» Requirement
Images should be left out, and everything else in the listing reproduced exactly.
──────── Source material ────────
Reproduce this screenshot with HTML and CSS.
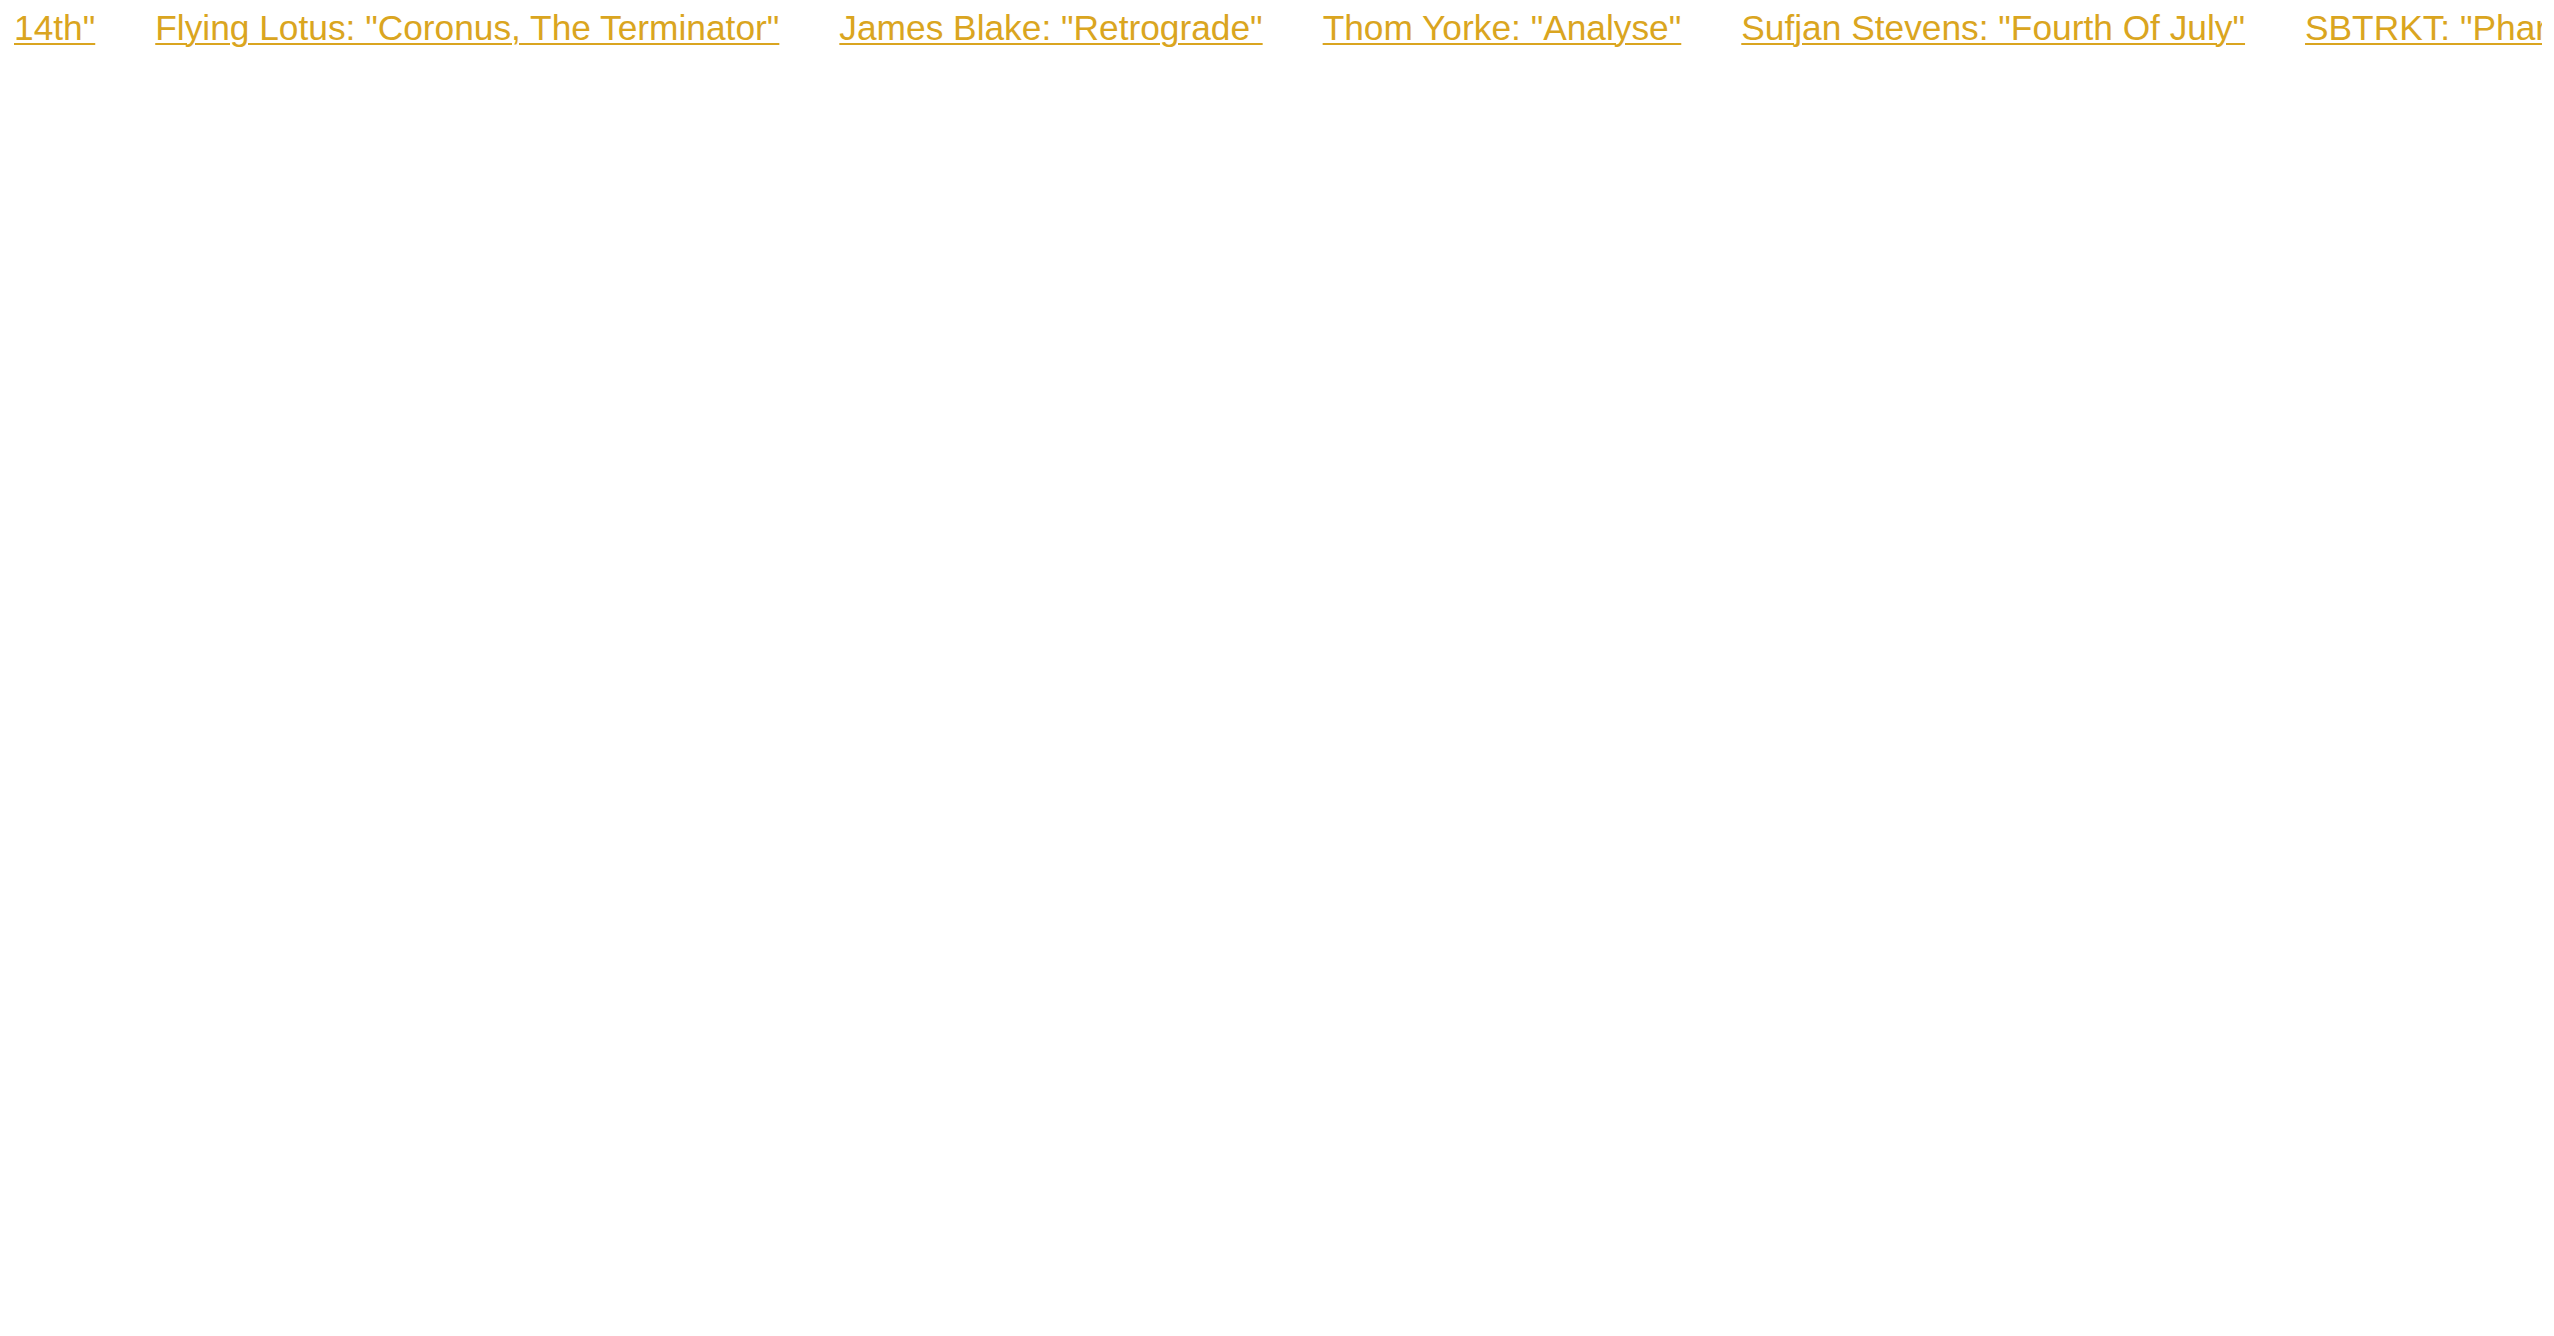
FILE: index.html
```html
<!DOCTYPE html>
<html lang="en">
<head>
<meta charset="utf-8">
<title>Playlist ticker</title>
<link rel="stylesheet" href="styles.css">
</head>
<body>
<div class="ticker">
  <ul class="track">
    <li><a class="song" href="#">14th"</a></li>
    <li><a class="song" href="#">Flying Lotus: "Coronus, The Terminator"</a></li>
    <li><a class="song" href="#">James Blake: "Retrograde"</a></li>
    <li><a class="song" href="#">Thom Yorke: "Analyse"</a></li>
    <li><a class="song" href="#">Sufjan Stevens: "Fourth Of July"</a></li>
    <li><a class="song" href="#">SBTRKT: "Pharaohs"</a></li>
  </ul>
</div>
</body>
</html>
```
FILE: styles.css
```css
html, body {
  margin: 0;
  padding: 0;
  background: #ffffff;
}

.ticker {
  margin: 0 12px 0 14px;
  padding-top: 7px;
  overflow: hidden;
  white-space: nowrap;
}

.track {
  list-style: none;
  margin: 0;
  padding: 0;
  display: flex;
  gap: 60px;
}

.track li {
  flex: none;
}

.song {
  font-family: "Liberation Sans", Arial, sans-serif;
  font-size: 35.3px;
  line-height: 41px;
  color: #daa520;
  text-decoration: underline;
  text-decoration-thickness: 2px;
  text-underline-offset: 3px;
}
```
────────
» Solved exercise
Reproduce this screenshot with HTML and CSS.
FILE: index.html
```html
<!DOCTYPE html>
<html lang="en">
<head>
<meta charset="utf-8">
<title>Playlist ticker</title>
<link rel="stylesheet" href="styles.css">
</head>
<body>
<div class="ticker">
  <ul class="track">
    <li><a class="song" href="#">14th"</a></li>
    <li><a class="song" href="#">Flying Lotus: "Coronus, The Terminator"</a></li>
    <li><a class="song" href="#">James Blake: "Retrograde"</a></li>
    <li><a class="song" href="#">Thom Yorke: "Analyse"</a></li>
    <li><a class="song" href="#">Sufjan Stevens: "Fourth Of July"</a></li>
    <li><a class="song" href="#">SBTRKT: "Pharaohs"</a></li>
  </ul>
</div>
</body>
</html>
```
FILE: styles.css
```css
html, body {
  margin: 0;
  padding: 0;
  background: #ffffff;
}

.ticker {
  margin: 0 12px 0 14px;
  padding-top: 7px;
  overflow: hidden;
  white-space: nowrap;
}

.track {
  list-style: none;
  margin: 0;
  padding: 0;
  display: flex;
  gap: 60px;
}

.track li {
  flex: none;
}

.song {
  font-family: "Liberation Sans", Arial, sans-serif;
  font-size: 35.3px;
  line-height: 41px;
  color: #daa520;
  text-decoration: underline;
  text-decoration-thickness: 2px;
  text-underline-offset: 3px;
}
```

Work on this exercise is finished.